Ein möglicher großer Sponsor soll der belgische Bierbrauergigant Interbrew sein. Die Marketingstrategen bei Interbrew sollen ein Engagement mit der international stärksten Marke des Konzerns, Stella Artois, beim Prost-Team in Betracht ziehen. Bedingung soll dafür jedoch sein, dass der Formel-3000-Pilot Bas Leinders verpflichtet wird. Der Belgier gewann 1995 die britische Formel-Ford-Meisterschaft und 1998 die Deutsche Formel-3-Meisterschaft. In der Formel 3000 konnte der 26-Jährige jedoch nicht so recht überzeugen. Des Weiteren führe man laut Alain Prost Gespräche mit "mehreren potenziellen Sponsoren".

Ein "Bezahlfahrer" obligatorisch

Angesichts der aktuellen Situation im Team wird Alain Prost mindestens einen Fahrer verpflichten müssen, der viel Geld mit in das Team bringt, wie zum Beispiel Bas Leinders.
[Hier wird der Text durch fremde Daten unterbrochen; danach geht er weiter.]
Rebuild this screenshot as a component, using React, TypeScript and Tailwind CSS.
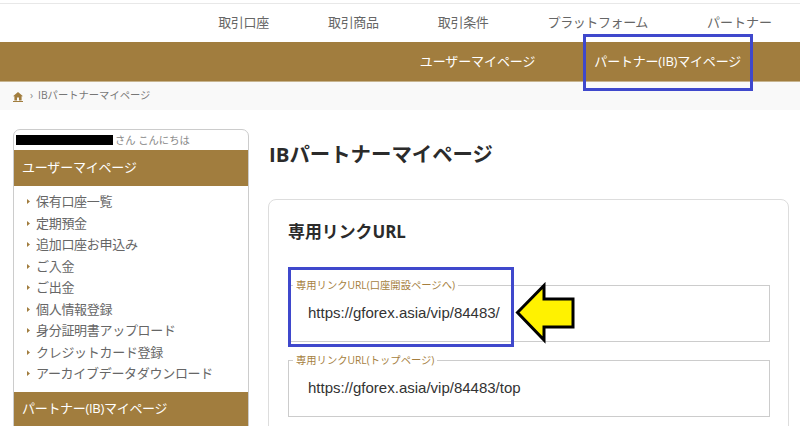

Wenn es hart auf hart kommt, muss ein zweiter "Bezahlfahrer" verpflichtet werden, was aber das Team nicht nach vorne bringen würde. Prost benötigt dringend einen Fahrer, der beim Wiederaufbau tatkräftig mit seiner Erfahrung und dank seinem Können die Kohlen aus dem Feuer holt.

Punkte bedeuten nicht nur Preisgeld, sondern indirekt auch mehr Geld von den Sponsoren auf Grund der Erfolge. Aus diesem Grund wird Alain Prost alles daran setzen, Heinz-Harald Frentzen auch in der Saison 2002 zu halten. Denkbar wäre ein Vertrag mit geringem Gehalt verbunden mit einer aufgestockten Punkteprämie. Schon in den letzten Rennen der Saison 2001 fuhr Frentzen für das Team ohne festes Gehalt. Geben die Gerichte Heinz-Harald Frentzen im Rechtsstreit mit Eddie Jordan Recht, so wird er auch 2002 ein Gehalt von Jordan erhalten, das jenes bei Prost zumindest teilweise ersetzen könnte.

Sechs Monate als allerletzte Chance

Sollte Prost innerhalb von sechs Monaten nicht sein Team auf eine finanziell stabile Basis gestellt haben, was bedeutet, dass die Schulden bei den verschiedenen Firmen beglichen sind, so kann das Team im Auftrag des beobachtenden Gerichts verkauft werden, damit die Schulden abgebaut werden können. Dass Prost am 3. März 2002 in Melbourne an den Start rollen wird, gilt als sicher, die Frage ist nur, ob das Team die Saison beenden wird.